• _Requirement_
Reproduce exactly the lines below, from the first one through the line containing "19-45t-19-45l-454-454q-19-19-45-19t-45 19l-102 102q-19", and omit any pictures.

━━━━━━━━━━━━━━━━━━━━━━━━━━━━━━

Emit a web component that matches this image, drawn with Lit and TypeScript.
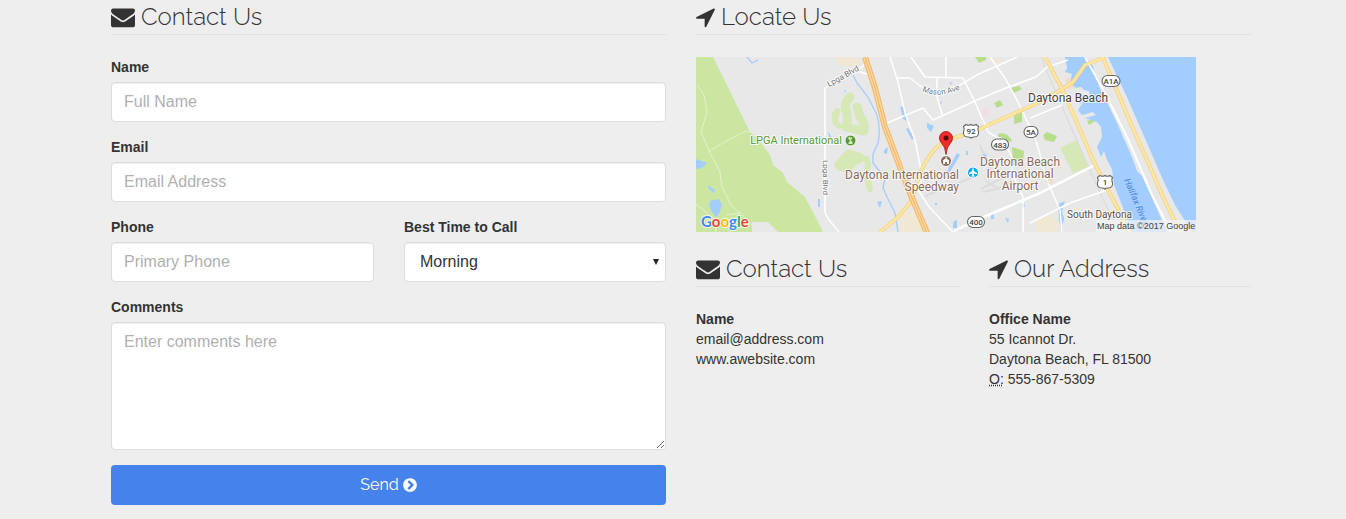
import { LitElement, html, css, svg } from "lit";
import { customElement } from "lit/decorators.js";

const envelope = html`<svg class="icon" viewBox="0 0 1792 1792" width="24" height="24" aria-hidden="true"><path d="M1792 710v794q0 66-47 113t-113 47h-1472q-66 0-113-47t-47-113v-794q44 49 101 87 362 246 497 345 57 42 92.5 65.5t94.5 48 110 24.5h2q51 0 110-24.5t94.5-48 92.5-65.5q170-123 498-345 57-39 100-87zm0-294q0 79-49 151t-122 123q-376 261-468 325-10 7-42.5 31t-54 38.5-52 32.5-57.5 27-50 9h-2q-23 0-50-9t-57.5-27-52-32.5-54-38.5-42.5-31q-91-64-262-182.5t-205-142.5q-62-42-117-115.5t-55-136.5q0-78 41.5-130t118.5-52h1472q65 0 112.5 47t47.5 113z"/></svg>`;
const arrow = html`<svg class="icon" viewBox="192 0 1408 1792" width="19" height="24" aria-hidden="true"><path d="M1593 349l-640 1280q-17 35-57 35-5 0-15-2-22-5-35.5-22.5t-13.5-39.5v-576h-576q-22 0-39.5-13.5t-22.5-35.5 4-42 29-30l1280-640q13-7 29-7 27 0 45 19 15 14 18.5 34.5t-6.5 39.5z"/></svg>`;
const chevron = html`<svg class="icon" viewBox="128 0 1536 1792" width="14" height="16" aria-hidden="true"><path d="M845 1395l454-454q19-19 19-45t-19-45l-454-454q-19-19-45-19t-45 19l-102 102q-19 19-19 45t19 45l307 307-307 307q-19 19-19 45t19 45l102 102q19 19 45 19t45-19zm819-499q0 209-103 385.5t-279.5 279.5-385.5 103-385.5-103-279.5-279.5-103-385.5 103-385.5 279.5-279.5 385.5-103 385.5 103 279.5 279.5 103 385.5z"/></svg>`;

const shield = (x: number, y: number, w: number, text: string) => svg`
  <rect x=${x - w / 2} y=${y - 5.5} width=${w} height="11" rx="5.5" fill="#fff" stroke="#666" stroke-width="1.1"/>
  <text class="route" x=${x} y=${y + 3}>${text}</text>`;

const usShield = (x: number, y: number, text: string) => svg`
  <path transform="translate(${x} ${y})" d="M-5-6.500Q-2.500-5 0-6.500Q2.500-5 5-6.500L7.500-4.500Q6-2 7.500 1Q8 6 3 6Q1 6 0 7Q-1 6-3 6Q-8 6-7.500 1Q-6-2-7.500-4.500Z" fill="#fff" stroke="#666" stroke-width="1.100"/>
  <text class="route" x=${x} y=${y + 3}>${text}</text>`;

@customElement("location-map")
export class LocationMap extends LitElement {
  static styles = css`
    :host { display: block; max-width: 500px; }
    .map { display: block; width: 100%; height: auto; font-family: Roboto, sans-serif; }
    .halo { paint-order: stroke; stroke: #fff; stroke-opacity: 0.8; stroke-width: 2px; stroke-linejoin: round; }
    .city { font-size: 12px; fill: #4d4138; }
    .town { font-size: 10px; fill: #5d5048; }
    .park { font-size: 11px; fill: #5a9a32; }
    .poi { font-size: 12px; fill: #8a6a58; }
    .street { font-size: 8px; fill: #777; }
    .river { font-size: 9px; fill: #4b86d6; font-style: italic; }
    .route { font-size: 8px; fill: #444; text-anchor: middle; font-weight: 500; }
    .end { text-anchor: end; }
    .mid { text-anchor: middle; }
    .logo { font-family: Lato, sans-serif; font-size: 15px; font-weight: 700; }
    .credit { font-family: "Liberation Sans", sans-serif; font-size: 9px; fill: #444; }
  `;
  render() {
    return html`<svg class="map" viewBox="0 0 500 175" role="img" aria-label="Map of Daytona Beach">
      <rect width="500" height="175" fill="#e8e8e8"/>
      <path fill="#cae6a1" d="M0 0H17L54 75L62 82L74 98L77 108L87 116L91 125L109 140L118 157L126 173V175H82L72 165H56V175H0Z"/>
      <g fill="none" stroke="#d6e8b5" stroke-linecap="round" stroke-linejoin="round">
        <path stroke-width="6" d="M139 57Q138 66 143 69M141 54L140 60"/>
        <path stroke-width="9" d="M154 40Q147 47 150 54Q153 61 150 70L162 73L168 74Q170 66 164 60Q162 52 161 50"/>
        <path stroke-width="11" d="M144 108Q152 112 156 104L163 101L153 98Z"/>
        <path stroke-width="6" d="M170 102Q174 108 170 116Q171 124 174 132"/>
      </g>
      <path fill="#d6e8b5" d="M364 91L381 83L392 110L377 116Z"/>
      <g fill="#b8dd8b">
        <path d="M279 0h11v3l-7 3zM314 31l9-2 3 3-8 4zM298 46l6-3 3 5-6 3zM318 57l8-3v11l-8 2zM347 78l4-3 10 4-3 6-9-2zM391 64l10-4v3l-8 5zM302 77q9-3 14 7l-4 1q-4-5-10-5zM316 90l12 4-1 12-10 2z"/>
      </g>
      <path fill="#f0e7d5" d="M140 0h19l6 6-5 4-20-2zM296 2l7-2 3 7-7 2zM203 152l18 4 6 19h-24zM340 165l12-9 12 10-4 9h-20z"/>
      <path fill="#f4dce5" d="M286 53l6-3 1 8-6 3z"/>
      <path fill="#f3dcc8" d="M369 22l4-2 5 10-5 3zM351 123l5-3 1 6-5 2z"/>
      <path stroke="#dcdcdc" fill="none" stroke-width="2" d="M229 139L280 119M284 88L296 117M283 99H289M285 132L306 121M290 124L301 131M287 135L305 131"/>
      <path stroke="#d8d8d8" fill="none" d="M345 0L354 22L388 100L407 142L423 175"/>
      <path fill="#a3cdff" d="M412 0L430 38L451 86L467 123L479 148L496 175H500V0Z"/>
      <path fill="#a3cdff" d="M369 0L371 11L369 15L376 17L374 25L380 31L379 36L384 41V47L388 44L382 53L386 58L397 55L400 58L389 61L401 65L405 70L406 80L401 90L405 100L408 94L411 103L416 112L418 128L424 143L436 175H471L457 143L446 119L441 114L436 100L421 66L411 45L406 36L400 22L397 9L389 0Z"/>
      <path fill="#e8e8e8" d="M379 31l6-1 3 3 5 1 1 7-6-3-8-1z"/>
      <g fill="#a3cdff">
        <path d="M0 102L11 106L6 111L0 112ZM12 128L19 133L18 136L13 132ZM14 144L23 142L26 148L23 157L20 160L16 155L13 148ZM132 74l3 5 1 7-3-5zM122 142h2v8h-2zM148 33l2 1-1 2zM204 49l4 2 3 13-4-2zM231 66l7 3-3 6-4-4zM210 72l2-1 6 10-2 2zM188 93l4-3-1 7-3-1zM203 108l4 3v5l-3-3zM214 117l3 2-1 3zM181 145l5-1-2 7zM258 164l3-1v8h-4v-4zM252 112l9-16 3 2-10 17-5 2zM244 45l2-1-1 4zM253 26l3-1-1 3zM239 146h2v2h-2zM287 97l4 1-2 6zM270 94h2v4h-2zM295 157l3-1v6h-3zM309 161l4 1-1 4zM325 148l4-1-1 4zM362 147l7-3-3 10 2 8-3 9-2-8z"/>
      </g>
      <g fill="none" stroke="#a3cdff" stroke-width="1.300">
        <path d="M51 0L56 6L62 3M156 16L161 26L172 40L181 58Q185 71 182 86L177 97L177 106L189 121L187 131L191 140L199 156L202 175"/>
      </g>
      <g fill="none" stroke="#e5f2ce" stroke-width="1">
        <path d="M1 28L8 38L11 55L5 75L13 94L24 115L26 130L35 148L46 158L56 168M12 95L25 87L50 74L54 75M0 147L18 162L20 175M30 158L45 156"/>
      </g>
      <g fill="none" stroke="#fff" stroke-width="1.500" stroke-linejoin="round">
        <path d="M169 7L161 14L129 31V156L133 163L143 175M161 14L171 17"/>
        <path d="M194 0L202 25L209 56L219 83L224 108L226 122L222 131L224 136L234 151L257 175"/>
        <path d="M215 0L229 20L267 21L279 45L292 75L307 84L316 100V116L327 140V175"/>
        <path d="M294 0L309 21L321 43L334 70L339 80L351 123L364 153L366 175"/>
        <path d="M201 21H214L227 31Q250 38 264 28L281 18L321 0M250 0V20M241 21V40L247 60"/>
        <path d="M186 71L191 66L227 51L237 63L281 43L310 31L340 20L351 10L372 3M334 61L366 48M334 166L354 156L374 146L411 133"/>
        <path d="M389 0L409 36L431 80L444 110L457 140L475 175" stroke-width="2"/>
        <path d="M257 175L264 171L297 156L344 136L399 108" stroke-width="2.500"/>
      </g>
      <g fill="none" stroke-linejoin="round">
        <path stroke="#efd28a" stroke-width="4" d="M184 175L201 161L214 146L219 133Q224 112 231 103Q239 89 251 83L277 75L297 66L344 45L366 32L377 25L389 8L407 1L422 36L434 65L454 110L467 140L484 175M349 0L366 32L384 73L397 103L412 133L434 175"/>
        <path stroke="#ffe6a0" stroke-width="2.500" d="M184 175L201 161L214 146L219 133Q224 112 231 103Q239 89 251 83L277 75L297 66L344 45L366 32L377 25L389 8L407 1L422 36L434 65L454 110L467 140L484 175M349 0L366 32L384 73L397 103L412 133L434 175"/>
        <path stroke="#f2b66a" stroke-width="6" d="M169 0L179 31L189 70L204 110L214 136L232 178"/>
        <path stroke="#ffd59a" stroke-width="4" d="M169 0L179 31L189 70L204 110L214 136L232 178"/>
        <path stroke="#f2b66a" stroke-width="1" d="M169 0L179 31L189 70L204 110L214 136L232 178"/>
      </g>
      <text class="street halo" transform="translate(133 30) rotate(-29)">Lpga Blvd</text>
      <text class="street halo" transform="translate(127 103) rotate(90)">Lpga Blvd</text>
      <path id="mason" fill="none" d="M226 34Q245 43 268 30"/>
      <text class="street halo"><textPath href="#mason">Mason Ave</textPath></text>
      <text class="river" transform="translate(428 123) rotate(67)">Halifax River</text>
      <text class="park halo end" x="146" y="87">LPGA International</text>
      <circle cx="154.500" cy="83.500" r="5.500" fill="#5a9a32" stroke="#fff"/>
      <path d="M152 81l1.500-1.500 1 1.500 1-1 1 1-2 2.500 2 1v2.500h-4v-1.500l1.500-1.500z" fill="#d6e8b5"/>
      <text class="city halo" x="332" y="45">Daytona Beach</text>
      <text class="poi halo end" x="263" y="122">Daytona International</text>
      <text class="poi halo end" x="263" y="134">Speedway</text>
      <text class="poi halo mid" x="324" y="109">Daytona Beach</text>
      <text class="poi halo mid" x="324" y="121">International</text>
      <text class="poi halo mid" x="324" y="133">Airport</text>
      <text class="town halo" x="371" y="161">South Daytona</text>
      ${usShield(275, 74, "92")}
      ${usShield(409, 125, "1")}
      ${shield(304, 87.5, 17, "483")}
      ${shield(335, 75, 14, "5A")}
      ${shield(415, 24, 18, "A1A")}
      ${shield(280, 165, 17, "400")}
      <circle cx="277" cy="115.500" r="5.500" fill="#12a9f4" stroke="#fff"/>
      <path fill="#fff" d="M276.300 111.500h1.400v2.500l3.300 2v1.200l-3.300-.8v1.800l1 .8v.8l-1.700-.4l-1.700.4v-.8l1-.8v-1.800l-3.300.8v-1.200l3.300-2z"/>
      <circle cx="250" cy="104" r="5.500" fill="#8a6a58" stroke="#fff"/>
      <path fill="#fff" d="M247 107v-3.500l3-2.500 3 2.500v3.500h-2v-2h-2v2zM249 99.500l3 .8-2 .7z"/>
      <path fill="#ee2c2b" stroke="#a8100f" stroke-width=".8" d="M250 97.500Q249.500 90 245.500 86Q243.500 84 243.500 81A6.500 6.500 0 0 1 256.500 81Q256.500 84 254.500 86Q250.500 90 250 97.500Z"/>
      <circle cx="250" cy="81" r="2.500" fill="#5c0b0b"/>
      <text class="logo halo" x="5" y="170"><tspan fill="#4285f4">G</tspan><tspan fill="#ea4335">o</tspan><tspan fill="#fbbc05">o</tspan><tspan fill="#4285f4">g</tspan><tspan fill="#34a853">l</tspan><tspan fill="#ea4335">e</tspan></text>
      <rect x="400" y="163" width="100" height="12" fill="#f5f5f5" fill-opacity=".7"/>
      <text class="credit" x="401" y="172">Map data ©2017 Google</text>
    </svg>`;
  }
}

@customElement("app-root")
export class AppRoot extends LitElement {
  static styles = css`
    :host {
      display: block;
      min-height: 100vh;
      background: #eee;
      color: #333;
      font: 14px/20px "Liberation Sans", Arial, sans-serif;
    }
    *, *::before, *::after { box-sizing: border-box; }
    .page {
      display: grid;
      grid-template-columns: 1fr 1fr;
      gap: 30px;
      align-items: start;
      margin: 0 95px 0 111px;
    }
    .heading {
      display: flex;
      align-items: center;
      gap: 6px;
      margin: 0 0 22px;
      border-bottom: 1px solid #e2e2e2;
      font: 300 24px/34px Raleway, Lato, sans-serif;
    }
    .icon { flex: none; fill: currentColor; }
    .form { display: grid; gap: 15px; }
    .field { display: grid; gap: 5px; min-width: 0; }
    .pair { display: grid; grid-template-columns: 263fr 262fr; gap: 30px; }
    .label { font-weight: 700; }
    .control {
      display: block;
      width: 100%;
      height: 40px;
      margin: 0;
      padding: 8px 12px;
      border: 1px solid #ddd;
      border-radius: 4px;
      background: #fff;
      box-shadow: inset 0 1px 1px rgba(0, 0, 0, 0.075);
      color: #333;
      font: 16px/22px "Liberation Sans", Arial, sans-serif;
      appearance: none;
    }
    .control::placeholder { color: #b0b0b0; opacity: 1; }
    .area { height: 128px; resize: vertical; }
    .picker { position: relative; }
    .choice { padding-left: 15px; }
    .caret { position: absolute; right: 7px; top: 17px; fill: #222; pointer-events: none; }
    .send {
      display: flex;
      align-items: center;
      justify-content: center;
      gap: 4px;
      width: 100%;
      height: 40px;
      border: 0;
      border-radius: 4px;
      background: #4582ec;
      color: #fff;
      font: 400 16px/22px Raleway, Lato, sans-serif;
    }
    .places { display: grid; grid-template-columns: 264fr 262fr; gap: 29px; margin-top: 20px; }
    .address { font-style: normal; }
    .office { text-decoration: underline dotted; cursor: help; }
  `;
  render() {
    return html`<main class="page">
      <section>
        <h2 class="heading">${envelope}<span>Contact Us</span></h2>
        <form class="form" @submit=${(e: Event) => e.preventDefault()}>
          <div class="field"><label class="label" for="name">Name</label><input class="control" id="name" type="text" placeholder="Full Name"></div>
          <div class="field"><label class="label" for="email">Email</label><input class="control" id="email" type="email" placeholder="Email Address"></div>
          <div class="pair">
            <div class="field"><label class="label" for="phone">Phone</label><input class="control" id="phone" type="tel" placeholder="Primary Phone"></div>
            <div class="field"><label class="label" for="time">Best Time to Call</label>
              <div class="picker">
                <select class="control choice" id="time"><option>Morning</option><option>Afternoon</option><option>Evening</option></select>
                <svg class="caret" width="6" height="6" viewBox="0 0 6 6" aria-hidden="true"><path d="M0 0H6L3 6Z"/></svg>
              </div>
            </div>
          </div>
          <div class="field"><label class="label" for="comments">Comments</label><textarea class="control area" id="comments" placeholder="Enter comments here"></textarea></div>
          <button class="send" type="submit"><span>Send</span>${chevron}</button>
        </form>
      </section>
      <section>
        <h2 class="heading">${arrow}<span>Locate Us</span></h2>
        <location-map></location-map>
        <div class="places">
          <div>
            <h2 class="heading">${envelope}<span>Contact Us</span></h2>
            <address class="address"><strong>Name</strong><br>email@address.com<br>www.awebsite.com</address>
          </div>
          <div>
            <h2 class="heading">${arrow}<span>Our Address</span></h2>
            <address class="address"><strong>Office Name</strong><br>55 Icannot Dr.<br>Daytona Beach, FL 81500<br><abbr class="office" title="Office">O:</abbr> 555-867-5309</address>
          </div>
        </div>
      </section>
    </main>`;
  }
}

━━━━━━━━━━━━━━━━━━━━━━━━━━━━━━

• _Completed exercise_
Emit a web component that matches this image, drawn with Lit and TypeScript.
import { LitElement, html, css, svg } from "lit";
import { customElement } from "lit/decorators.js";

const envelope = html`<svg class="icon" viewBox="0 0 1792 1792" width="24" height="24" aria-hidden="true"><path d="M1792 710v794q0 66-47 113t-113 47h-1472q-66 0-113-47t-47-113v-794q44 49 101 87 362 246 497 345 57 42 92.5 65.5t94.5 48 110 24.5h2q51 0 110-24.5t94.5-48 92.5-65.5q170-123 498-345 57-39 100-87zm0-294q0 79-49 151t-122 123q-376 261-468 325-10 7-42.5 31t-54 38.5-52 32.5-57.5 27-50 9h-2q-23 0-50-9t-57.5-27-52-32.5-54-38.5-42.5-31q-91-64-262-182.5t-205-142.5q-62-42-117-115.5t-55-136.5q0-78 41.5-130t118.5-52h1472q65 0 112.5 47t47.5 113z"/></svg>`;
const arrow = html`<svg class="icon" viewBox="192 0 1408 1792" width="19" height="24" aria-hidden="true"><path d="M1593 349l-640 1280q-17 35-57 35-5 0-15-2-22-5-35.5-22.5t-13.5-39.5v-576h-576q-22 0-39.5-13.5t-22.5-35.5 4-42 29-30l1280-640q13-7 29-7 27 0 45 19 15 14 18.5 34.5t-6.5 39.5z"/></svg>`;
const chevron = html`<svg class="icon" viewBox="128 0 1536 1792" width="14" height="16" aria-hidden="true"><path d="M845 1395l454-454q19-19 19-45t-19-45l-454-454q-19-19-45-19t-45 19l-102 102q-19 19-19 45t19 45l307 307-307 307q-19 19-19 45t19 45l102 102q19 19 45 19t45-19zm819-499q0 209-103 385.5t-279.5 279.5-385.5 103-385.5-103-279.5-279.5-103-385.5 103-385.5 279.5-279.5 385.5-103 385.5 103 279.5 279.5 103 385.5z"/></svg>`;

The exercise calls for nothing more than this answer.